Sutilmente distinto es el siguiente falso amigo: la planificación centralizada de la economía. La retórica del bien común parece sugerir que siempre es mejor cooperar que competir, y que para eso es preciso organizar la vida económica desde el Estado, para evitar que cada uno siga su propio interés y lograr resultados más igualitarios. Por eso, es preciso destacar el valor contraintuitivo que tienen en nuestras sociedades las formas de cooperar no explícitas, como hace por ejemplo la escuela austríaca de economía. Aunque en realidad bastaría retrotraerse al argumento aristotélico-tomista clásico por el que se justifica la propiedad privada, como el modo mejor -también en términos de bien común- de gestionar los recursos materiales.

La competitividad -en el mercado, pero también en muchas otras actividades que exigen la excelencia en el desempeño, como el deporte- ofrece información e incentivos que son necesarios precisamente para que cada participante haga su trabajo o su actividad lo mejor posible. Y esto no es solo algo útil, que genera valor económico, sino un bien común básico en toda sociedad. Una sana competencia facilita el despliegue de las virtudes personales del trabajo bien hecho como servicio a los demás. El comunismo productivo, sin embargo, deriva muy pronto en la chapuza y el engaño.

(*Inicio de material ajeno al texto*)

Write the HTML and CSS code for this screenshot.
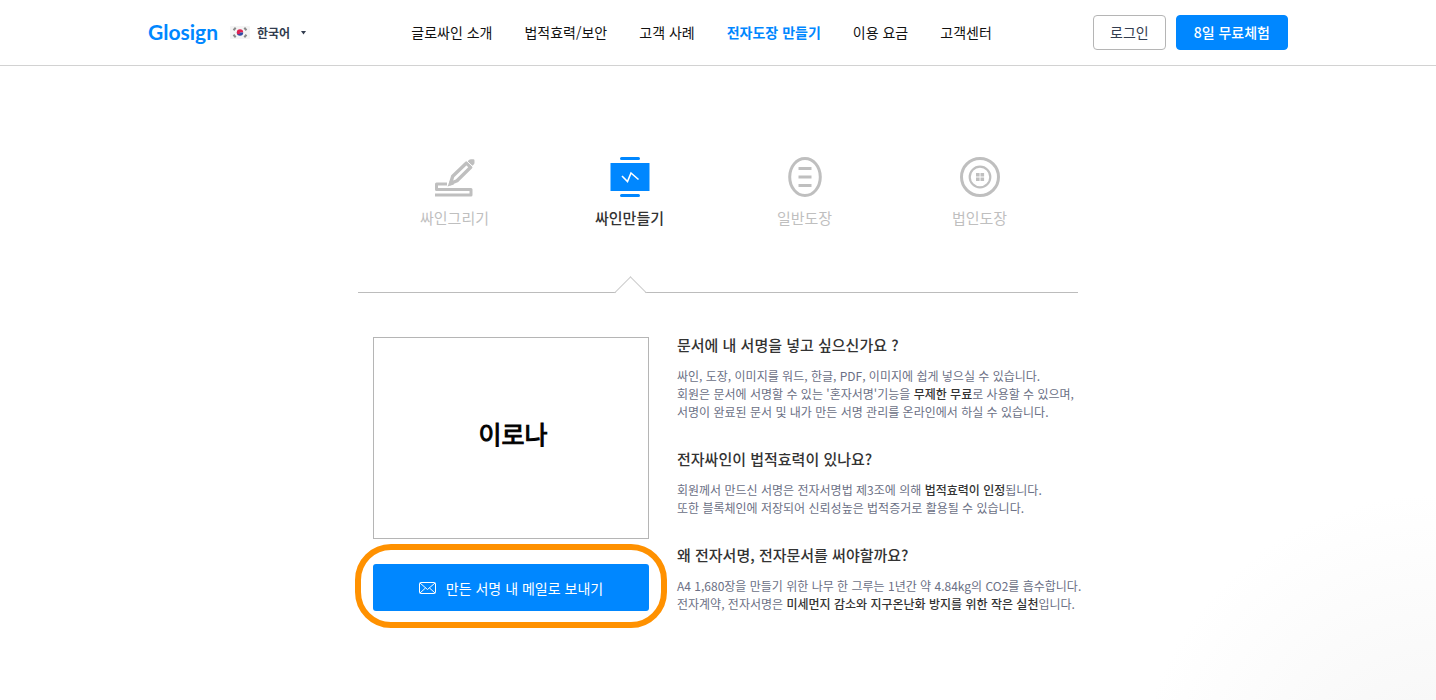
FILE: index.html
```html
<!DOCTYPE html>
<html lang="ko">

<head>
    <meta charset="UTF-8">
    <meta name="viewport" content="width=device-width, initial-scale=1">
    <title>Glosign</title>
    <link rel="stylesheet" href="styles.css">
</head>

<body>
    <!--header-->
    <header class="header">
        <div class="header-inner">
            <div class="brand">
                <a class="logo" href="#">Glosign</a>
                <div class="lang">
                    <svg class="flag" viewBox="0 0 20 13" aria-hidden="true">
                        <rect width="20" height="13" rx="1" fill="#f4f4f4"/>
                        <path d="M6.8 6.5a3.2 3.2 0 0 1 6.4 0z" fill="#e0204f"/>
                        <path d="M6.8 6.5a3.2 3.2 0 0 0 6.4 0z" fill="#2f4aa5"/>
                        <circle cx="8.4" cy="6.7" r="1.6" fill="#e0204f"/>
                        <path d="M3.500 4.200l2.200-2.400M14.300 1.800l2.200 2.400M3.500 8.800l2.200 2.400M14.300 11.200l2.200-2.400" stroke="#8a8a8a" stroke-width="2"/>
                    </svg>
                    <select class="lang-select" aria-label="언어">
                        <option>한국어</option>
                    </select>
                    <svg class="caret" viewBox="0 0 5 4" aria-hidden="true"><path d="M0 0h5L2.500 3.500z" fill="#333d4f"/></svg>
                </div>
            </div>
            <nav class="nav">
                <a href="#">글로싸인 소개</a>
                <a href="#">법적효력/보안</a>
                <a href="#">고객 사례</a>
                <a class="on" href="#">전자도장 만들기</a>
                <a href="#">이용 요금</a>
                <a href="#">고객센터</a>
            </nav>
            <div class="account">
                <button class="btn login" type="button">로그인</button>
                <button class="btn trial" type="button">8일 무료체험</button>
            </div>
        </div>
    </header>
    <!--header end-->

    <main class="main">
        <!--tabs-->
        <nav class="tabs">
            <a class="tab" href="#">
                <svg viewBox="0 0 40 40" fill="none" stroke="#bfbfbf" stroke-width="3">
                    <path d="M12 27H1.500v5.500H36V38H0" stroke-linejoin="round"/>
                    <path d="M15.500 26.500l2.200-7.200L31.500 6l4.200 4.200L22 23.800z" stroke-width="3.400" stroke-linejoin="round"/>
                    <path d="M12.500 29.500l2.500-6 4 4z" fill="#bfbfbf" stroke="none"/>
                    <path d="M32.500 4.500l1.200-1.200Q34.600 2.200 36 2.200h2.200q1.300 0 1.300 1.300v2.300q0 1-.8 1.800l-1.200 1.200z" fill="#bfbfbf" stroke="none"/>
                    <path d="M31.200 3.300l7 7" stroke="#fff" stroke-width="1"/>
                </svg>
                <span>싸인그리기</span>
            </a>
            <a class="tab active" href="#">
                <svg viewBox="0 0 40 40" fill="none">
                    <path d="M11.500 1.500h17M11.500 38.500h17" stroke="#0087ff" stroke-width="3" stroke-linecap="round"/>
                    <rect x=".5" y="6" width="39" height="28" fill="#0087ff"/>
                    <path d="M12 19l5.500 5.500 3.500-8.500 7.500 6.500" stroke="#fff" stroke-width="1.600"/>
                </svg>
                <span>싸인만들기</span>
            </a>
            <a class="tab" href="#">
                <svg viewBox="0 0 40 40" fill="none" stroke="#bfbfbf" stroke-width="3">
                    <ellipse cx="20" cy="20" rx="15.300" ry="18.500"/>
                    <path d="M13.500 11.500h13M13.500 20h13M13.500 28.500h13"/>
                </svg>
                <span>일반도장</span>
            </a>
            <a class="tab" href="#">
                <svg viewBox="0 0 40 40" fill="none" stroke="#bfbfbf">
                    <circle cx="20" cy="20" r="18.500" stroke-width="3"/>
                    <circle cx="20" cy="20" r="10.300" stroke-width="2.200"/>
                    <path d="M16 16h3.600v3.600H16zM20.500 16h3.600v3.600h-3.600zM16 20.500h3.600v3.600H16zM20.500 20.500h3.600v3.600h-3.600z" fill="#bfbfbf" stroke="none"/>
                </svg>
                <span>법인도장</span>
            </a>
        </nav>
        <!--tabs end-->

        <section class="content">
            <div class="maker">
                <div class="preview">이로나</div>
                <div class="highlight">
                    <button class="send" type="button">
                        <svg viewBox="0 0 17 12" fill="none" stroke="#fff">
                            <rect x=".5" y=".5" width="16" height="11" rx="1"/>
                            <path d="M1 1l7.500 6.500L16 1M1 11l5.500-5M16 11l-5.500-5"/>
                        </svg>
                        만든 서명 내 메일로 보내기
                    </button>
                </div>
            </div>
            <div class="guide">
                <article>
                    <h2>문서에 내 서명을 넣고 싶으신가요 ?</h2>
                    <p>싸인, 도장, 이미지를 워드, 한글, PDF, 이미지에 쉽게 넣으실 수 있습니다.<br>
                        회원은 문서에 서명할 수 있는 '혼자서명'기능을 <strong>무제한 무료</strong>로 사용할 수 있으며,<br>
                        서명이 완료된 문서 및 내가 만든 서명 관리를 온라인에서 하실 수 있습니다.</p>
                </article>
                <article>
                    <h2>전자싸인이 법적효력이 있나요?</h2>
                    <p>회원께서 만드신 서명은 전자서명법 제3조에 의해 <strong>법적효력이 인정</strong>됩니다.<br>
                        또한 블록체인에 저장되어 신뢰성높은 법적증거로 활용될 수 있습니다.</p>
                </article>
                <article>
                    <h2>왜 전자서명, 전자문서를 써야할까요?</h2>
                    <p>A4 1,680장을 만들기 위한 나무 한 그루는 1년간 약 4.84kg의 CO2를 흡수합니다.<br>
                        전자계약, 전자서명은 <strong>미세먼지 감소와 지구온난화 방지를 위한 작은 실천</strong>입니다.</p>
                </article>
            </div>
        </section>
    </main>
</body>

</html>
```
FILE: styles.css
```css
* {
    box-sizing: border-box;
}

body {
    margin: 0;
    min-height: 100vh;
    font-family: "Noto Sans CJK KR", sans-serif;
    font-size: 14px;
    color: #111;
    background: #fff radial-gradient(circle at 100% calc(100% + 94px), #f5f5f5 0, #fff 300px) no-repeat;
}

a {
    color: inherit;
    text-decoration: none;
}

button,
select {
    font-family: inherit;
    cursor: pointer;
}

/*header*/
.header {
    border-bottom: 1px solid #d2d2d2;
    background: #fff;
}

.header-inner {
    max-width: 1140px;
    height: 65px;
    margin: 0 auto;
    display: flex;
    align-items: center;
    justify-content: space-between;
}

.brand,
.lang,
.account {
    display: flex;
    align-items: center;
}

.brand {
    gap: 12px;
}

.logo {
    font-family: Lato, sans-serif;
    font-size: 21px;
    font-weight: 700;
    line-height: 28px;
    padding-bottom: 2px;
    color: #0087ff;
}

.lang {
    position: relative;
}

.flag {
    width: 20px;
    height: 13px;
}

.lang-select {
    appearance: none;
    border: 0;
    background: none;
    width: 60px;
    padding: 0 0 0 7px;
    font-size: 12px;
    font-weight: 700;
    color: #333d4f;
}

.caret {
    position: absolute;
    right: 4px;
    width: 5px;
    height: 4px;
    pointer-events: none;
}

.nav {
    display: flex;
    gap: 32px;
    padding-bottom: 2px;
    line-height: 20px;
    white-space: nowrap;
}

.nav .on {
    color: #0087ff;
    font-weight: 700;
}

.account {
    gap: 10px;
}

.btn {
    height: 35px;
    padding: 0 16px 2px;
    border: 1px solid #b5b5b5;
    border-radius: 4px;
    background: #fff;
    font-size: 14px;
    color: #333d4f;
    white-space: nowrap;
}

.trial {
    padding: 0 17px 2px;
    border-color: #0087ff;
    background: #0087ff;
    color: #fff;
    font-weight: 500;
}

/*tabs*/
.main {
    max-width: 720px;
    margin: 0 auto;
    padding-top: 91px;
}

.tabs {
    display: flex;
    padding: 0 11px 0 9px;
    border-bottom: 1px solid #bcbcbc;
}

.tab {
    flex: 1;
    position: relative;
    display: flex;
    flex-direction: column;
    align-items: center;
    gap: 10px;
    padding-bottom: 63px;
    font-size: 15px;
    line-height: 22px;
    color: #bfbfbf;
}

.tab svg {
    width: 40px;
    height: 40px;
}

.tab.active {
    color: #333;
    font-weight: 500;
}

/*arrow over the line*/
.tab.active::after {
    content: '';
    position: absolute;
    bottom: -12px;
    left: calc(50% - 11px);
    width: 22px;
    height: 22px;
    border: 1px solid #ccc;
    border-right: 0;
    border-bottom: 0;
    background: linear-gradient(135deg, #fff 52%, transparent 52%);
    transform: rotate(45deg);
}

/*content*/
.content {
    display: flex;
    gap: 28px;
    padding: 41px 0 60px 15px;
}

.maker {
    width: 276px;
    flex-shrink: 0;
    padding-top: 3px;
}

.preview {
    height: 202px;
    display: flex;
    align-items: center;
    justify-content: center;
    padding: 0 0 10px 4px;
    border: 1px solid #b5b5b5;
    background: #fff;
    font-size: 25px;
    color: #000;
    -webkit-text-stroke: 1px #000;
}

.highlight {
    margin: 5px -18px 0;
    padding: 14px 12px 11px;
    border: 6px solid #ff9100;
    border-radius: 36px;
}

.send {
    width: 100%;
    height: 47px;
    display: flex;
    align-items: center;
    justify-content: center;
    gap: 10px;
    border: 0;
    border-radius: 3px;
    background: #0087ff;
    color: #fff;
    font-size: 14px;
}

.send svg {
    width: 17px;
    height: 12px;
}

.guide {
    display: flex;
    flex-direction: column;
    gap: 27px;
    white-space: nowrap;
}

.guide h2 {
    margin: 0 0 11px;
    font-size: 15px;
    line-height: 22px;
    font-weight: 500;
    color: #333;
}

.guide p {
    margin: 0;
    font-size: 12px;
    line-height: 18px;
    color: #6b7085;
}

.guide strong {
    font-weight: 500;
    color: #333;
}
```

Por último, el autoritarismo puede también presentarse como exigencia de la primacía del bien común. Pero más arriba ya he señalado que participar en el bien común no es una recepción pasiva de resultados beneficiosos, sino una implicación personal también en la deliberación sobre el modo de vivir y de alcanzar esos resultados. Esta exigencia es máxima cuando se trata del ejercicio del poder político. La filosofía del bien común no es necesariamente sinónimo de democracia liberal. Pero desde luego excluye la tiranía, la arbitrariedad del poderoso, y aún el despotismo ilustrado de expertos o salvadores de la patria. Quien ejerce el poder político debe poder dar razones de sus decisiones, en los diversos foros: académico, de los medios de opinión pública y por supuesto -de modo eminente- ante las instituciones representativas y los tribunales de justicia.

Como anuncié, renuncio a señalar a los que manipulan las connotaciones colectivistas del bien común. Animo en cambio a una revisión rigurosa de los grandes autores de esta tradición, desde los antiguos y medievales (Aristóteles o Tomás de Aquino) a los más contemporáneos (Maritain, Finnis o el citado MacIntyre), que quien es bueno ser verdaderos amigos. Esto ayudará a mantenerse lejos del individualismo. Pero de modo más específico conjurará el colectivismo que nos amenaza hoy de nuevas maneras.

Ricardo Calleja es doctor en Derecho.